▸ TASK BRIEF:
Copy out the listing that follows exactly, dropping every picture.

[Begin MATERIAL]

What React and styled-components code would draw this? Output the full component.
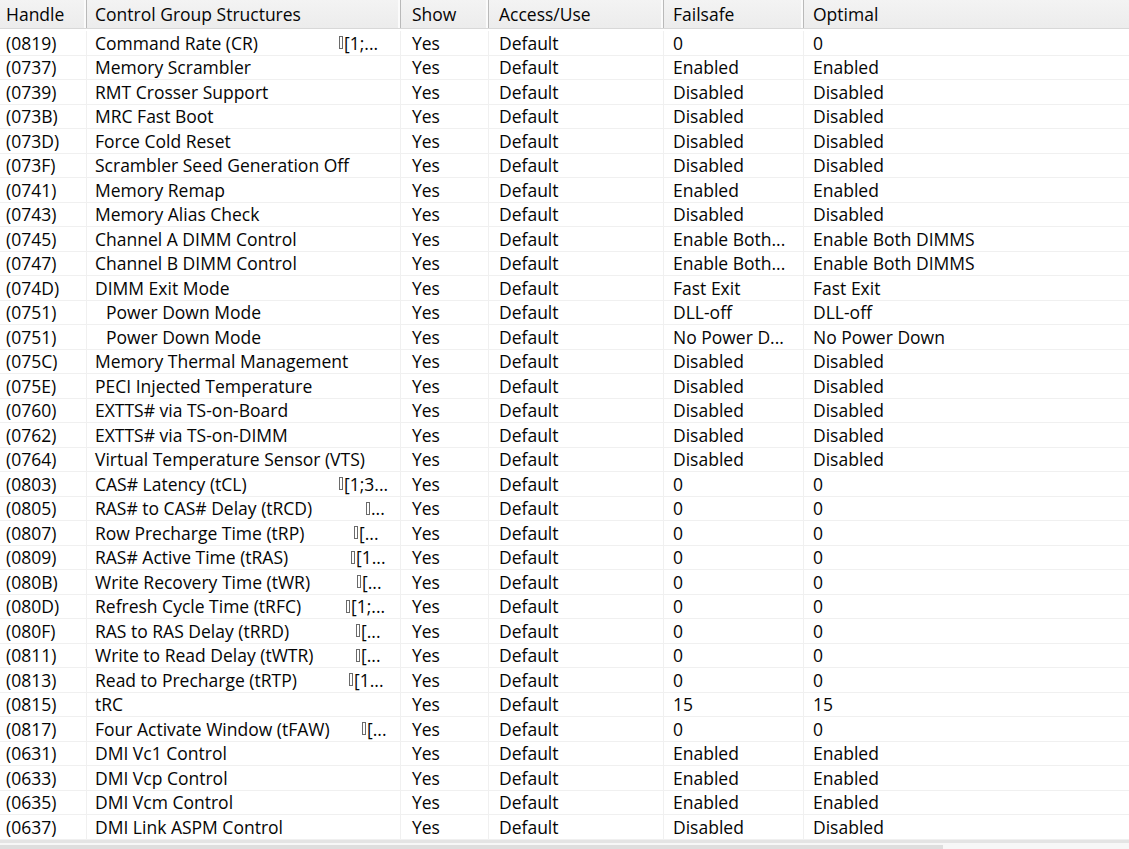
import React from "react";
import styled, { createGlobalStyle } from "styled-components";

const Global = createGlobalStyle`
  html, body { margin: 0; padding: 0; background: #ffffff; }
  body { font-family: "Open Sans", "Noto Sans", "Liberation Sans", sans-serif; }
`;

const COLS = "87px 314px 88px 175px 140px 1fr";

const Window = styled.div`
  width: 1129px;
  height: 849px;
  overflow: hidden;
  display: flex;
  flex-direction: column;
  background: #fff;
  color: #050505;
  font-size: 17.5px;
`;

const Header = styled.div`
  display: grid;
  grid-template-columns: ${COLS};
  height: 28px;
  background: linear-gradient(#f3f3f3, #ececec);
  border-bottom: 1px solid #d8d8d8;
  flex: none;
`;

const HeadCell = styled.div`
  display: flex;
  align-items: center;
  padding-left: ${(p) => p.$pad}px;
  border-right: 1px solid #b9b9b9;
  box-shadow: inset -2px 0 0 #fbfbfb;
  white-space: nowrap;
  overflow: hidden;
  &:last-child { border-right: none; box-shadow: none; }
`;

const Body = styled.div`
  flex: 1;
  padding-top: 2px;
  overflow: hidden;
`;

const Row = styled.div`
  display: grid;
  grid-template-columns: ${COLS};
  height: 24.5px;
  box-sizing: border-box;
  border-bottom: 1px solid #f0f0f0;
`;

const Cell = styled.div`
  display: flex;
  align-items: center;
  padding-left: ${(p) => p.$pad}px;
  border-right: 1px solid #f0f0f0;
  white-space: nowrap;
  overflow: hidden;
  &:last-child { border-right: none; }
`;

const Label = styled.span`
  display: inline-block;
  padding-left: ${(p) => (p.$indent ? 11 : 0)}px;
  width: ${(p) => (p.$w ? `${p.$w}px` : "auto")};
  flex: none;
`;

const Suffix = styled.span`
  display: inline-flex;
  align-items: center;
`;

const Tofu = styled.span`
  display: inline-block;
  width: 2px;
  height: 11px;
  border: 1px solid #6a6a6a;
  margin-right: 1px;
`;

const ScrollBar = styled.div`
  flex: none;
  height: 9px;
  box-sizing: border-box;
  border-top: 3px solid #e4e4e4;
  background: #f7f7f7;
  display: flex;
  align-items: flex-end;
`;

const Thumb = styled.div`
  width: 943px;
  height: 4px;
  background: #dedede;
`;

const PADS = [6, 8, 11, 10, 9, 9];
const HEADS = ["Handle", "Control Group Structures", "Show", "Access/Use", "Failsafe", "Optimal"];

const rows = [
  ["(0819)", "Command Rate (CR)", "0", "0", 340, "[1;..."],
  ["(0737)", "Memory Scrambler", "Enabled", "Enabled"],
  ["(0739)", "RMT Crosser Support", "Disabled", "Disabled"],
  ["(073B)", "MRC Fast Boot", "Disabled", "Disabled"],
  ["(073D)", "Force Cold Reset", "Disabled", "Disabled"],
  ["(073F)", "Scrambler Seed Generation Off", "Disabled", "Disabled"],
  ["(0741)", "Memory Remap", "Enabled", "Enabled"],
  ["(0743)", "Memory Alias Check", "Disabled", "Disabled"],
  ["(0745)", "Channel A DIMM Control", "Enable Both...", "Enable Both DIMMS"],
  ["(0747)", "Channel B DIMM Control", "Enable Both...", "Enable Both DIMMS"],
  ["(074D)", "DIMM Exit Mode", "Fast Exit", "Fast Exit"],
  ["(0751)", "Power Down Mode", "DLL-off", "DLL-off", 0, null, true],
  ["(0751)", "Power Down Mode", "No Power D...", "No Power Down", 0, null, true],
  ["(075C)", "Memory Thermal Management", "Disabled", "Disabled"],
  ["(075E)", "PECI Injected Temperature", "Disabled", "Disabled"],
  ["(0760)", "EXTTS# via TS-on-Board", "Disabled", "Disabled"],
  ["(0762)", "EXTTS# via TS-on-DIMM", "Disabled", "Disabled"],
  ["(0764)", "Virtual Temperature Sensor (VTS)", "Disabled", "Disabled"],
  ["(0803)", "CAS# Latency (tCL)", "0", "0", 340, "[1;3..."],
  ["(0805)", "RAS# to CAS# Delay (tRCD)", "0", "0", 367, "..."],
  ["(0807)", "Row Precharge Time (tRP)", "0", "0", 355, "[..."],
  ["(0809)", "RAS# Active Time (tRAS)", "0", "0", 352, "[1..."],
  ["(080B)", "Write Recovery Time (tWR)", "0", "0", 358, "[..."],
  ["(080D)", "Refresh Cycle Time (tRFC)", "0", "0", 347, "[1;..."],
  ["(080F)", "RAS to RAS Delay (tRRD)", "0", "0", 357, "[..."],
  ["(0811)", "Write to Read Delay (tWTR)", "0", "0", 357, "[..."],
  ["(0813)", "Read to Precharge (tRTP)", "0", "0", 350, "[1..."],
  ["(0815)", "tRC", "15", "15"],
  ["(0817)", "Four Activate Window (tFAW)", "0", "0", 363, "[..."],
  ["(0631)", "DMI Vc1 Control", "Enabled", "Enabled"],
  ["(0633)", "DMI Vcp Control", "Enabled", "Enabled"],
  ["(0635)", "DMI Vcm Control", "Enabled", "Enabled"],
  ["(0637)", "DMI Link ASPM Control", "Disabled", "Disabled"],
];

export default function App() {
  return (
    <Window>
      <Global />
      <Header>
        {HEADS.map((h, i) => (
          <HeadCell key={h} $pad={PADS[i]}>{h}</HeadCell>
        ))}
      </Header>
      <Body>
        {rows.map(([handle, name, fail, opt, sx, suf, indent], i) => (
          <Row key={i}>
            <Cell $pad={PADS[0]}>{handle}</Cell>
            <Cell $pad={PADS[1]}>
              <Label $w={sx ? sx - 96 : 0} $indent={indent}>{name}</Label>
              {suf && (
                <Suffix>
                  <Tofu />
                  {suf}
                </Suffix>
              )}
            </Cell>
            <Cell $pad={PADS[2]}>Yes</Cell>
            <Cell $pad={PADS[3]}>Default</Cell>
            <Cell $pad={PADS[4]}>{fail}</Cell>
            <Cell $pad={PADS[5]}>{opt}</Cell>
          </Row>
        ))}
      </Body>
      <ScrollBar>
        <Thumb />
      </ScrollBar>
    </Window>
  );
}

[End MATERIAL]

▸ EXERCISE ANSWER:
What React and styled-components code would draw this? Output the full component.
import React from "react";
import styled, { createGlobalStyle } from "styled-components";

const Global = createGlobalStyle`
  html, body { margin: 0; padding: 0; background: #ffffff; }
  body { font-family: "Open Sans", "Noto Sans", "Liberation Sans", sans-serif; }
`;

const COLS = "87px 314px 88px 175px 140px 1fr";

const Window = styled.div`
  width: 1129px;
  height: 849px;
  overflow: hidden;
  display: flex;
  flex-direction: column;
  background: #fff;
  color: #050505;
  font-size: 17.5px;
`;

const Header = styled.div`
  display: grid;
  grid-template-columns: ${COLS};
  height: 28px;
  background: linear-gradient(#f3f3f3, #ececec);
  border-bottom: 1px solid #d8d8d8;
  flex: none;
`;

const HeadCell = styled.div`
  display: flex;
  align-items: center;
  padding-left: ${(p) => p.$pad}px;
  border-right: 1px solid #b9b9b9;
  box-shadow: inset -2px 0 0 #fbfbfb;
  white-space: nowrap;
  overflow: hidden;
  &:last-child { border-right: none; box-shadow: none; }
`;

const Body = styled.div`
  flex: 1;
  padding-top: 2px;
  overflow: hidden;
`;

const Row = styled.div`
  display: grid;
  grid-template-columns: ${COLS};
  height: 24.5px;
  box-sizing: border-box;
  border-bottom: 1px solid #f0f0f0;
`;

const Cell = styled.div`
  display: flex;
  align-items: center;
  padding-left: ${(p) => p.$pad}px;
  border-right: 1px solid #f0f0f0;
  white-space: nowrap;
  overflow: hidden;
  &:last-child { border-right: none; }
`;

const Label = styled.span`
  display: inline-block;
  padding-left: ${(p) => (p.$indent ? 11 : 0)}px;
  width: ${(p) => (p.$w ? `${p.$w}px` : "auto")};
  flex: none;
`;

const Suffix = styled.span`
  display: inline-flex;
  align-items: center;
`;

const Tofu = styled.span`
  display: inline-block;
  width: 2px;
  height: 11px;
  border: 1px solid #6a6a6a;
  margin-right: 1px;
`;

const ScrollBar = styled.div`
  flex: none;
  height: 9px;
  box-sizing: border-box;
  border-top: 3px solid #e4e4e4;
  background: #f7f7f7;
  display: flex;
  align-items: flex-end;
`;

const Thumb = styled.div`
  width: 943px;
  height: 4px;
  background: #dedede;
`;

const PADS = [6, 8, 11, 10, 9, 9];
const HEADS = ["Handle", "Control Group Structures", "Show", "Access/Use", "Failsafe", "Optimal"];

const rows = [
  ["(0819)", "Command Rate (CR)", "0", "0", 340, "[1;..."],
  ["(0737)", "Memory Scrambler", "Enabled", "Enabled"],
  ["(0739)", "RMT Crosser Support", "Disabled", "Disabled"],
  ["(073B)", "MRC Fast Boot", "Disabled", "Disabled"],
  ["(073D)", "Force Cold Reset", "Disabled", "Disabled"],
  ["(073F)", "Scrambler Seed Generation Off", "Disabled", "Disabled"],
  ["(0741)", "Memory Remap", "Enabled", "Enabled"],
  ["(0743)", "Memory Alias Check", "Disabled", "Disabled"],
  ["(0745)", "Channel A DIMM Control", "Enable Both...", "Enable Both DIMMS"],
  ["(0747)", "Channel B DIMM Control", "Enable Both...", "Enable Both DIMMS"],
  ["(074D)", "DIMM Exit Mode", "Fast Exit", "Fast Exit"],
  ["(0751)", "Power Down Mode", "DLL-off", "DLL-off", 0, null, true],
  ["(0751)", "Power Down Mode", "No Power D...", "No Power Down", 0, null, true],
  ["(075C)", "Memory Thermal Management", "Disabled", "Disabled"],
  ["(075E)", "PECI Injected Temperature", "Disabled", "Disabled"],
  ["(0760)", "EXTTS# via TS-on-Board", "Disabled", "Disabled"],
  ["(0762)", "EXTTS# via TS-on-DIMM", "Disabled", "Disabled"],
  ["(0764)", "Virtual Temperature Sensor (VTS)", "Disabled", "Disabled"],
  ["(0803)", "CAS# Latency (tCL)", "0", "0", 340, "[1;3..."],
  ["(0805)", "RAS# to CAS# Delay (tRCD)", "0", "0", 367, "..."],
  ["(0807)", "Row Precharge Time (tRP)", "0", "0", 355, "[..."],
  ["(0809)", "RAS# Active Time (tRAS)", "0", "0", 352, "[1..."],
  ["(080B)", "Write Recovery Time (tWR)", "0", "0", 358, "[..."],
  ["(080D)", "Refresh Cycle Time (tRFC)", "0", "0", 347, "[1;..."],
  ["(080F)", "RAS to RAS Delay (tRRD)", "0", "0", 357, "[..."],
  ["(0811)", "Write to Read Delay (tWTR)", "0", "0", 357, "[..."],
  ["(0813)", "Read to Precharge (tRTP)", "0", "0", 350, "[1..."],
  ["(0815)", "tRC", "15", "15"],
  ["(0817)", "Four Activate Window (tFAW)", "0", "0", 363, "[..."],
  ["(0631)", "DMI Vc1 Control", "Enabled", "Enabled"],
  ["(0633)", "DMI Vcp Control", "Enabled", "Enabled"],
  ["(0635)", "DMI Vcm Control", "Enabled", "Enabled"],
  ["(0637)", "DMI Link ASPM Control", "Disabled", "Disabled"],
];

export default function App() {
  return (
    <Window>
      <Global />
      <Header>
        {HEADS.map((h, i) => (
          <HeadCell key={h} $pad={PADS[i]}>{h}</HeadCell>
        ))}
      </Header>
      <Body>
        {rows.map(([handle, name, fail, opt, sx, suf, indent], i) => (
          <Row key={i}>
            <Cell $pad={PADS[0]}>{handle}</Cell>
            <Cell $pad={PADS[1]}>
              <Label $w={sx ? sx - 96 : 0} $indent={indent}>{name}</Label>
              {suf && (
                <Suffix>
                  <Tofu />
                  {suf}
                </Suffix>
              )}
            </Cell>
            <Cell $pad={PADS[2]}>Yes</Cell>
            <Cell $pad={PADS[3]}>Default</Cell>
            <Cell $pad={PADS[4]}>{fail}</Cell>
            <Cell $pad={PADS[5]}>{opt}</Cell>
          </Row>
        ))}
      </Body>
      <ScrollBar>
        <Thumb />
      </ScrollBar>
    </Window>
  );
}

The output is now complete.